Ciclo A - II Domingo de Cuaresma 20-3-2011



“Éste es mi Hijo, el amado, mi predilecto. Escuchadlo.”

Desde el miércoles de ceniza iniciamos el Tiempo de Cuaresma, estamos ya en el segundo domingo, y se destaca la oración y acción de dos personajes: Abraham y Jesucristo.

Abraham, es invitado por Dios a dejar la casa paterna e iniciar un camino hacia una tierra desconocida para él. Es una actitud radical, convencida, de fe. Si recordamos, la semana pasada se pedía a las personas que habitan cerca a la playa del pacífico abandonar su casa, pero prefirieron arriesgar su vida. Es el juego entre el estatismo y la dinámica existencial, entre el quedar mimados y ser autónomos y libres, entre la seguridad mortal y la aventura protegida.

El desenlace en un llamado así siempre es desconocido, temeroso, incluso causa agnosticismo. Salir de donde tenemos abrigo nos da escalofríos. Arrancar la dependencia nos sumerge en la argumentación  y justificación de necesidades. Cargamos maletas y mochilas, acumulamos papeles, recuerdos y cachivaches. ¿Qué nos dificulta salir y emprender el camino prometido y trazado como el mejor?

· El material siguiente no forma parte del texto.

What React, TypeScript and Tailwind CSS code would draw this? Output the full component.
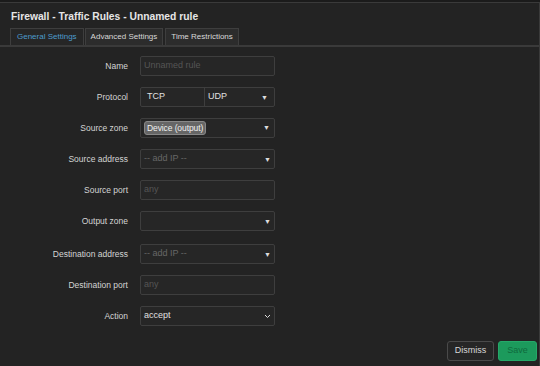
import React from 'react';

const Caret = () => <span className="text-[7px] text-[#ddd] leading-none">▼</span>;

const Row = ({ label, children }: { label: string; children: React.ReactNode }) => (
  <div className="flex items-center h-5">
    <div className="w-[128px] text-right text-[8.5px] text-[#d4d4d4]">{label}</div>
    <div className="ml-[12px] w-[135px] h-5">{children}</div>
  </div>
);

const Box = ({ children, className = '' }: { children?: React.ReactNode; className?: string }) => (
  <div
    className={
      'h-full w-full border border-[#3e3e3e] rounded-[2px] bg-[#262626] flex items-center px-[3px] text-[9px] ' +
      className
    }
  >
    {children}
  </div>
);

const App = () => {
  return (
    <div
      className="w-[540px] h-[366px] bg-[#232323] relative overflow-hidden"
      style={{ fontFamily: '"Liberation Sans", Arial, sans-serif' }}
    >
      <div className="h-[2px] bg-[#1b1b1b]" />
      <div className="border-t border-[#3a3a3a] border-r border-r-[#3a3a3a] h-full">
        {/* title */}
        <div className="pl-[11px] pt-[7px] text-[10.3px] font-bold text-[#e6e6e6] leading-[13px]">
          Firewall - Traffic Rules - Unnamed rule
        </div>

        {/* tabs */}
        <div className="mt-[7px] flex items-end pl-[10px] border-b-2 border-[#3a3a3a] h-[17px]">
          <div className="h-[17px] px-[6px] flex items-center border border-b-0 border-[#3e3e3e] bg-[#262626] text-[8px] text-[#4d9ccd]">
            General Settings
          </div>
          <div className="ml-[1px] h-[17px] px-[5px] flex items-center border border-b-0 border-[#3e3e3e] bg-[#2c2c2c] text-[8px] text-[#d8d8d8]">
            Advanced Settings
          </div>
          <div className="ml-[2px] h-[17px] px-[5px] flex items-center border border-b-0 border-[#3e3e3e] bg-[#2c2c2c] text-[8px] text-[#d8d8d8]">
            Time Restrictions
          </div>
        </div>

        {/* form */}
        <div className="mt-[9px] flex flex-col gap-[11px]">
          <Row label="Name">
            <Box>
              <span className="text-[#555]">Unnamed rule</span>
            </Box>
          </Row>
          <Row label="Protocol">
            <Box className="px-0">
              <div className="w-[61px] h-full flex items-center px-[3px] text-[#e0e0e0] border-r border-[#3e3e3e]">TCP</div>
              <div className="flex-1 h-full flex items-center justify-between px-[3px] text-[#e0e0e0]">
                <span>UDP</span>
                <Caret />
              </div>
            </Box>
          </Row>
          <Row label="Source zone">
            <Box className="justify-between px-[2px]">
              <span className="bg-[#666] border border-[#888] rounded-[3px] px-[2px] h-[14px] flex items-center text-[8.5px] text-[#f0f0f0] tracking-[-0.1px]">
                Device (output)
              </span>
              <span className="pr-[1px]">
                <Caret />
              </span>
            </Box>
          </Row>
          <Row label="Source address">
            <Box className="justify-between">
              <span className="text-[#666]">-- add IP --</span>
              <Caret />
            </Box>
          </Row>
          <Row label="Source port">
            <Box>
              <span className="text-[#555]">any</span>
            </Box>
          </Row>
          <Row label="Output zone">
            <Box className="justify-end">
              <Caret />
            </Box>
          </Row>
          <div className="h-[2px] -mt-[11px]" />
          <Row label="Destination address">
            <Box className="justify-between">
              <span className="text-[#666]">-- add IP --</span>
              <Caret />
            </Box>
          </Row>
          <Row label="Destination port">
            <Box>
              <span className="text-[#555]">any</span>
            </Box>
          </Row>
          <Row label="Action">
            <Box className="justify-between">
              <span className="text-[#e0e0e0]">accept</span>
              <svg width="7" height="5" viewBox="0 0 7 5" fill="none">
                <path d="M1 1l2.5 2.5L6 1" stroke="#ddd" strokeWidth="1" />
              </svg>
            </Box>
          </Row>
        </div>

        {/* buttons */}
        <div className="mt-[15px] flex justify-end gap-[4px] pr-[2px]">
          <button className="h-[20px] w-[47px] border border-[#4a4a4a] rounded-[3px] bg-[#262626] text-[9px] text-[#d8d8d8]">
            Dismiss
          </button>
          <button className="h-[20px] w-[39px] border border-[#25a869] rounded-[3px] bg-[#1c9a5c] text-[9px] text-[#0f6b3d]">
            Save
          </button>
        </div>
      </div>
    </div>
  );
};

export default App;
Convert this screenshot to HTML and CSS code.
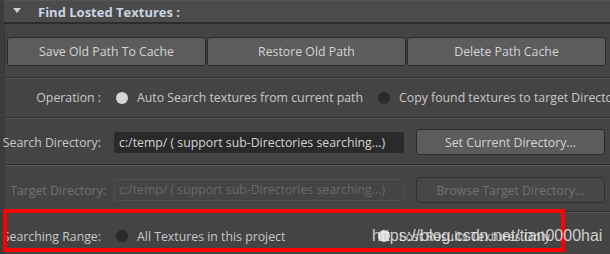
FILE: index.html
```html
<!DOCTYPE html>
<html>
<head>
<meta charset="utf-8">
<link rel="stylesheet" href="styles.css">
</head>
<body>
<div class="frame">
  <div class="header">
    <span class="tri"></span>
    <span class="title">Find Losted Textures :</span>
  </div>
  <div class="panel">
    <div class="row row-buttons">
      <div class="btn btn-tall">Save Old Path To Cache</div>
      <div class="btn btn-tall">Restore Old Path</div>
      <div class="btn btn-tall">Delete Path Cache</div>
    </div>
    <div class="row row-op sep">
      <div class="label"><span>Operation :</span></div>
      <div class="radios">
        <div class="opt"><span class="radio on"></span><span>Auto Search textures from current path</span></div>
        <div class="opt"><span class="radio"></span><span>Copy found textures to target Directory</span></div>
      </div>
    </div>
    <div class="row row-dir sep">
      <div class="label"><span>Search Directory:</span></div>
      <div class="field">c:/temp/ ( support sub-Directories searching...)</div>
      <div class="btn btn-side">Set Current Directory...</div>
    </div>
    <div class="row row-dir row-target sep disabled">
      <div class="label label-target"><span>Target Directory:</span></div>
      <div class="field">c:/temp/ ( support sub-Directories searching...)</div>
      <div class="btn btn-side">Browse Target Directory...</div>
    </div>
    <div class="row row-range sep">
      <div class="label"><span>Searching Range:</span></div>
      <div class="radios">
        <div class="opt"><span class="radio"></span><span>All Textures in this project</span></div>
        <div class="opt"><span class="radio on"></span><span>Lost Results Textures Only</span></div>
      </div>
    </div>
  </div>
</div>
<div class="annot"></div>
<div class="watermark">https://blog.csdn.net/tian0000hai</div>
</body>
</html>
```
FILE: styles.css
```css
html, body {
  margin: 0;
  padding: 0;
}
body {
  width: 610px;
  height: 254px;
  overflow: hidden;
  position: relative;
  background: #3c3c3c;
  font-family: "Open Sans", "Liberation Sans", sans-serif;
  font-size: 12.3px;
  color: #c8c8c8;
}
.frame {
  margin-left: 4px;
  width: 606px;
}
.header {
  height: 21px;
  background: #4b4b4b;
  border-top: 1px solid #565656;
  border-bottom: 2px solid #2c2c2c;
  display: flex;
  align-items: center;
}
.tri {
  width: 0;
  height: 0;
  margin-left: 9px;
  margin-top: -3px;
  border-left: 4px solid transparent;
  border-right: 4px solid transparent;
  border-top: 5px solid #d2d2d2;
}
.title {
  margin-left: 17px;
  font-weight: bold;
  font-size: 13px;
  color: #c9d4e2;
}
.panel {
  background: #444444;
  border-left: 1px solid #363636;
  height: 240px;
}
.row {
  display: flex;
  align-items: center;
  white-space: nowrap;
}
.sep {
  border-top: 1px solid #2f2f2f;
  box-shadow: inset 0 1px 0 #555555;
}
.row-buttons {
  display: grid;
  grid-template-columns: 199px 199px 199px;
  column-gap: 1px;
  padding: 13px 0 11px 2px;
}
.btn {
  box-sizing: border-box;
  background: #5c5c5c;
  border: 1px solid #2a2a2a;
  border-radius: 3px;
  color: #d4d4d4;
  display: flex;
  align-items: center;
  justify-content: center;
}
.btn-tall {
  height: 29px;
}
.row-op {
  height: 39px;
}
.label {
  width: 96px;
  flex: none;
  display: flex;
  justify-content: flex-end;
  margin-right: 13px;
}
.label span {
  flex: none;
}
.radios {
  display: grid;
  grid-template-columns: 262px 262px;
  margin-left: 2px;
}
.opt {
  display: flex;
  align-items: center;
  white-space: nowrap;
}
.radio {
  width: 12px;
  height: 12px;
  border-radius: 50%;
  background: #2a2a2a;
  margin-right: 9px;
  flex: none;
}
.radio.on {
  background: #d6d6d6;
}
.row-dir {
  height: 44px;
  padding-top: 2px;
}
.field {
  box-sizing: border-box;
  width: 290px;
  height: 21px;
  background: #2a2a2a;
  border: 1px solid #2a2a2a;
  border-radius: 2px;
  padding-left: 4px;
  line-height: 19px;
  color: #d4d4d4;
}
.btn-side {
  width: 189px;
  height: 26px;
  margin-left: 12px;
}
.row-target {
  height: 42px;
  padding-top: 4px;
}
.disabled .label {
  color: #737373;
}
.disabled .label-target {
  margin-right: 8px;
  width: 101px;
}
.disabled .field {
  background: #444444;
  border-color: #505050;
  color: #6a6a6a;
  height: 22px;
}
.disabled .btn {
  background: #474747;
  border-color: #303030;
  color: #727272;
}
.row-range {
  height: 48px;
}
.annot {
  position: absolute;
  left: 3px;
  top: 209px;
  width: 562px;
  height: 43px;
  box-sizing: border-box;
  border: 4px solid #ff0000;
}
.watermark {
  position: absolute;
  left: 372px;
  top: 227px;
  font-family: "Liberation Sans", Arial, sans-serif;
  font-size: 16px;
  line-height: 18px;
  color: rgba(240, 240, 240, 0.82);
  white-space: nowrap;
}
```
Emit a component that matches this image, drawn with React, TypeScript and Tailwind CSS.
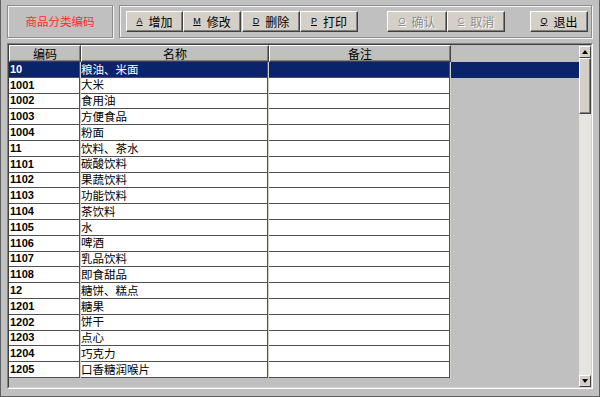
import React from 'react'

const rows: [string, string][] = [
  ['10', '粮油、米面'],
  ['1001', '大米'],
  ['1002', '食用油'],
  ['1003', '方便食品'],
  ['1004', '粉面'],
  ['11', '饮料、茶水'],
  ['1101', '碳酸饮料'],
  ['1102', '果蔬饮料'],
  ['1103', '功能饮料'],
  ['1104', '茶饮料'],
  ['1105', '水'],
  ['1106', '啤酒'],
  ['1107', '乳品饮料'],
  ['1108', '即食甜品'],
  ['12', '糖饼、糕点'],
  ['1201', '糖果'],
  ['1202', '饼干'],
  ['1203', '点心'],
  ['1204', '巧克力'],
  ['1205', '口香糖润喉片'],
]

const cjk = "font-['Noto_Sans_CJK_SC','Noto_Sans',sans-serif]"

function ToolButton({ hot, label, disabled, w }: { hot: string; label: string; disabled?: boolean; w: string }) {
  const tone = disabled ? 'text-[#8a8a8a] [text-shadow:1px_1px_0_#fff]' : 'text-black'
  return (
    <div
      className={`${w} h-[21px] flex items-center justify-center gap-[6px] bg-[#d4d0c8] border border-t-white border-l-white border-r-[#404040] border-b-[#404040] shadow-[inset_-1px_-1px_0_#808080] ${tone}`}
    >
      <span className="font-['Liberation_Sans',sans-serif] text-[9px] underline leading-none">{hot}</span>
      <span className={`${cjk} text-[12px] leading-none`}>{label}</span>
    </div>
  )
}

function ScrollArrow({ up }: { up?: boolean }) {
  return (
    <div className="w-[12px] h-[12px] flex items-center justify-center bg-[#d4d0c8] border border-t-white border-l-white border-r-[#404040] border-b-[#404040]">
      <svg width="6" height="4" viewBox="0 0 6 4">
        {up ? <path d="M3 0 L6 4 L0 4 Z" fill="#000" /> : <path d="M0 0 L6 0 L3 4 Z" fill="#000" />}
      </svg>
    </div>
  )
}

export default function App() {
  return (
    <div className="w-[600px] h-[397px] bg-[#c0c0c0] border-l border-r border-b border-[#606060] flex flex-col overflow-hidden">
      {/* top bar */}
      <div className="flex pt-[5px] pl-[6px] gap-[6px] h-[42px]">
        <div className="w-[106px] h-[33px] border border-[#8c8c8c] shadow-[inset_1px_1px_0_#f4f4f4,1px_1px_0_#f4f4f4] flex items-center justify-center">
          <span className={`${cjk} text-[11.5px] text-[#ff2a2a]`}>商品分类编码</span>
        </div>
        <div className="w-[473px] h-[33px] border border-[#8c8c8c] shadow-[inset_1px_1px_0_#f4f4f4,1px_1px_0_#f4f4f4] flex items-start pt-[5px] pl-[6px]">
          <ToolButton hot="A" label="增加" w="w-[57px]" />
          <ToolButton hot="M" label="修改" w="w-[58px]" />
          <ToolButton hot="D" label="删除" w="w-[58px] ml-px" />
          <ToolButton hot="P" label="打印" w="w-[58px]" />
          <ToolButton hot="O" label="确认" w="w-[60px] ml-[29px]" disabled />
          <ToolButton hot="C" label="取消" w="w-[58px]" disabled />
          <ToolButton hot="Q" label="退出" w="w-[58px] ml-[25px]" />
        </div>
      </div>

      {/* grid */}
      <div className="ml-[6px] mt-px w-[586px] h-[346px] border border-t-[#808080] border-l-[#808080] border-r-white border-b-white">
        <div className="w-full h-full border border-t-[#404040] border-l-[#404040] border-r-[#d4d0c8] border-b-[#d4d0c8] flex">
          <div className="flex-1 flex flex-col">
            {/* header */}
            <div className={`flex h-[17px] ${cjk} text-[12px] leading-none`}>
              {[
                ['编码', 'w-[72px]'],
                ['名称', 'w-[188px]'],
                ['备注', 'w-[182px]'],
              ].map(([t, w]) => (
                <div
                  key={t}
                  className={`${w} flex items-center justify-center bg-[#c0c0c0] border border-t-white border-l-white border-r-[#404040] border-b-[#404040] shadow-[inset_-1px_-1px_0_#808080]`}
                >
                  {t}
                </div>
              ))}
              <div className="flex-1" />
            </div>
            {/* rows */}
            {rows.map(([code, name], i) => {
              const sel = i === 0
              const cell = sel ? 'bg-[#0a246a] text-white' : 'bg-white text-black'
              return (
                <div key={code} className="flex h-[15.8px]">
                  <div className="flex bg-[#d4d0c8]">
                    <div className={`w-[71px] mr-px border-r border-b border-[#505050] pl-[1px] flex items-center font-['Liberation_Sans',sans-serif] font-bold text-[11px] leading-none ${cell}`}>
                      {code}
                    </div>
                    <div className={`w-[187px] mr-px border-r border-b border-[#505050] flex items-center ${cjk} text-[11.5px] leading-none ${cell}`}>
                      {name}
                    </div>
                    <div className={`w-[181px] mr-px border-r border-b border-[#505050] ${cell}`} />
                  </div>
                  <div className={`flex-1 ${sel ? 'bg-[#0a246a]' : ''}`} />
                </div>
              )
            })}
          </div>
          {/* scrollbar */}
          <div className="w-[12px] flex flex-col bg-[#e6e4e0] mt-px">
            <ScrollArrow up />
            <div className="h-[56px] bg-[#d4d0c8] border border-t-white border-l-white border-r-[#404040] border-b-[#404040] shadow-[inset_-1px_-1px_0_#808080]" />
            <div className="flex-1" />
            <ScrollArrow />
          </div>
        </div>
      </div>
    </div>
  )
}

Las personas que han salido de su casa, de su país, de su “caparazón”,… saben las ventajas y la amplitud de la mentalidad que aporta tal experiencia. El camino cristiano no está hecho para abrigar el nido, sino para alzar vuelo. En aquellos días, el Señor dijo a Abraham: “Sal de tu tierra y de la casa de tu padre, hacia la tierra que te mostraré. Haré de ti un gran pueblo, te bendeciré, haré famoso tu nombre, y será una bendición… Con tu nombre se bendecirán todas las familias del mundo.” Abraham marchó, como le había dicho el Señor.

Jesucristo en su transfiguración se da como un momento oportuno para encontrarse consigo mismo, con lo más profundo de su ser, con Dios. Ha emprendido el camino a Jerusalén y sabe que se cumplirá. Todo inicio de un nuevo camino tiene que pasar por el encuentro con Dios, la oración así fortalece.

Moisés (la ley)  y Elías (Profeta), centrales en el Antiguo Testamento respaldan la misión de Jesús, dialogan, hacen que sea una experiencia única e indescriptible para los discípulos Pedro, Santiago y Juan.

Los discípulos atinan a quedarse, asegurarse, aferrarse al lugar alto, hacer su casa. Ahí es cuando la transfiguración no se trata de quedarse en la mera contemplación, sino especialmente de estar involucrado con la historia, con los hombres en la tierra, contigo y conmigo. Hay una llamada de Jesús a bajar, como él mismo lo hizo, a servir, a morir por amor.

El camino sigue hasta Jerusalén, pide a sus discípulos que le acompañen y no digan nada hasta que haya resucitado. En Jerusalén les sorprende que nadie haga eco de la voz de Dios: “Éste es mi Hijo, el amado, mi predilecto. Escuchadlo”. A Moisés le sucedió algo parecido, bajó del Sinaí y encontró que el pueblo hizo un becerro de oro y a Elías no dejaron de perseguirle.